What your Broker needs to know about your prospective new boat.
This concept has never been clearer to me than in a recent transaction where I had the privilege of representing a first time buyer. The buyer and I immediately hit it off and had a great time over a several month span looking at boats, researching the market, and narrowing down the options to select the best opportunity for his family. This portion is often the most fun and, frankly, most rewarding part of being a yacht broker – the opportunity to be a part of fulfilling a lifelong dream of yacht ownership.
Without going into too much detail, we found the vessel that we agreed would be a great fit for the family. Well before making any offers, I like to do some digging to see what I can find out about the prospective vessel. This is typically a short exercise of calling local service people, ship yards, other brokers, etc. to see if there is anything my buyer should be aware of before moving forward. I rarely find any major issues, but unfortunately, this time I did. The first call I made along with several subsequent calls opened up a proverbial Pandora’s Box of issues about the history of this boat that the listing broker failed to mention. This included a pending lawsuit, countless mechanical issues and a near sinking of the vessel. Once confronted, the broker told me that the boat had been repaired and offered up receipts as proof.

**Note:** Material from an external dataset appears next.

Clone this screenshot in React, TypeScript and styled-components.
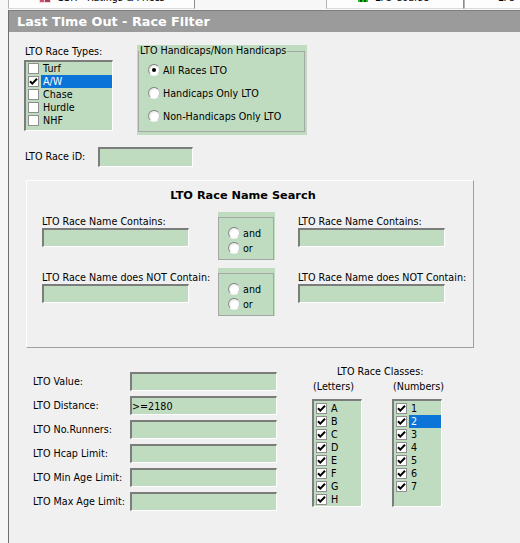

It’s good to find out about these types of things before going through a tough negotiation, not to mention the surveys and sea trial that takes up considerable time and money. As licensed brokers, we’re required by law to disclose known issues, but it doesn’t always happen. So when issues come up the way they did for my client, trust becomes an issue; you have to wonder what else has not been disclosed. Knowing about potential issues ahead of time could save tens – if not hundreds – of thousands of dollars for the new owner, so be sure your broker is doing his homework!
We quickly made the decision not to move forward with that particular vessel, and soon found a great boat that my client has since purchased and is thrilled with. This saved thousands of dollars in survey costs, not to mention avoiding what could have been a horrible boat buying experience.
Ask questions and make sure your broker is an advocate for you, not just his or her commission.